Even still, you strive to be everything your wife and children need.
I’m so thankful you returned to American soil, alive, as so many don’t. If something had happened to you, exactly half of me would’ve died with you. Despite our alternate heritages, and many, many differences, you’re one of the most courageous people I’ve ever known (right up there with our low-key feminist grandmother for enduring tuberculosis, miscarriage, failed suicide attempts, and the death of her one true love). If I haven’t told you any of this before, here I am.
Please don’t make me say it again (!).
You’ve shown me what responsibility looks like.
Even though I’m older by three years, it doesn’t always make me wiser. Having come from a financially unstable home, with our single mother putting herself through college and working full-time, you must remember how difficult it was. How humiliating it felt to go through school on free lunches, to pay for groceries with food stamps, and to have to cross our fingers there’d be enough money to keep utilities on and food in the cupboards.
I know you remember, because you left home at barely 18 with a plan to secure a better future for yourself, and for your future family. And while you put a plan into motion, I continued to fail. A lot.
Through my divorce, re-marriage, miscarriages, two children, and ever-changing careers, you and I set off on different journeys. While I struggled to figure out how to get by, you were halfway across the globe, thriving. It’s taken me years to finally land in a place free of financial panic, while you’ve taken those hard memories and transformed them into a comfortable life for your family. Considering where we’ve come from, you could’ve accepted that the struggle was inevitable. Instead, you worked harder, took more contract jobs — sacrificing time away from your babies — and did what a good husband and father would do.
Your fearlessness and determination are the two traits I admire most about you — and honestly, our Gram did, too. She’d be so proud.
You continue to teach me what tolerance means.

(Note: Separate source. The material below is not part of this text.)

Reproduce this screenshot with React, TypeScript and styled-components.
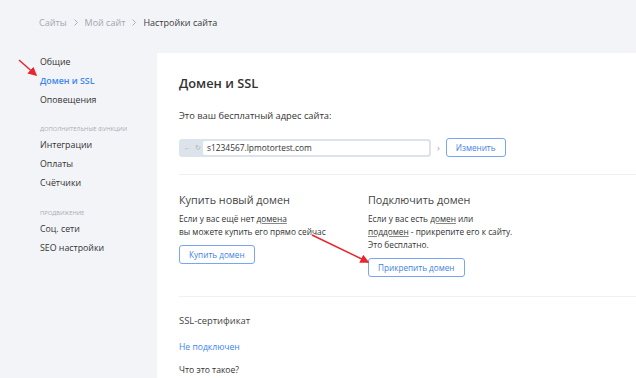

We’ve had a lot of fights in our time. Some were awful, and some of them were a waste of time. Having spent so much time together while Mom worked, there probably wasn’t a day we didn’t argue about something. Yet, at the end of the day, it was all fine. Over and over and over again, you and I are the epitome of what a forgiving relationship looks like — we’ve lived it. From the time I slammed the door behind me, causing you to get stitches in your forehead (you shouldn’t have been chasing me though — sorry), to the epic, frequent hair-pulling because neither of us had a healthy outlet to rid ourselves of all the anxiety caused by the turbulence in our young lives — we’ve made it through.
We’re still alive! Yay!
But seriously.
On this day, I want to thank you, brother, for being the one person in my life I never really got along with — but couldn’t imagine my life without. We’re polar opposites with differing opinions on pretty much everything. And yet, I credit that fact for my evolution as a wife, mother, and woman. Without your strong opinions to argue against, I’d be one dimensional, lacking any depth. Some things about you, I honestly wish I could somehow replicate within myself.
I wish I could be more outspoken and confident in my words. I wish I could be brave like you. And mostly, I wish I could go back to all those times growing up when I felt scared or hopeless — and get out of my own head long enough to see that maybe you were, too.

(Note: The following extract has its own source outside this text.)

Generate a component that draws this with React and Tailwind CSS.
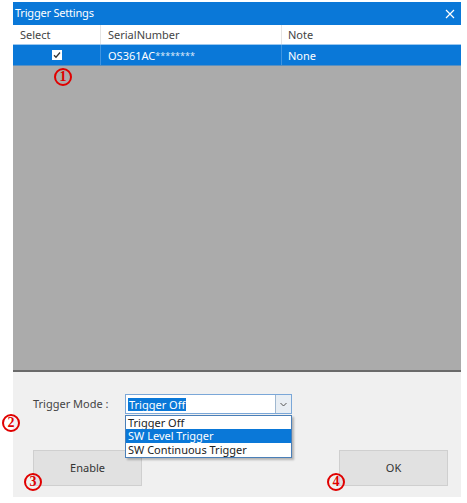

There’s a lot I’d change about our relationship, erasing the bad, replacing with more good. But alas, time only moves forward; not backward. With that, dear brother, I want to wish you a Happy National Siblings Day from way across the miles.
Because of you, I stand a little taller (you could be behind me ready to strike at any moment), talk a little louder (so people can hear me over your loud-ass mouth), and laugh a little harder (my favorite days are the ones we make fun of mom together).
Basically, thank you for helping me become the person I am today. And again, don’t tell anyone I said that.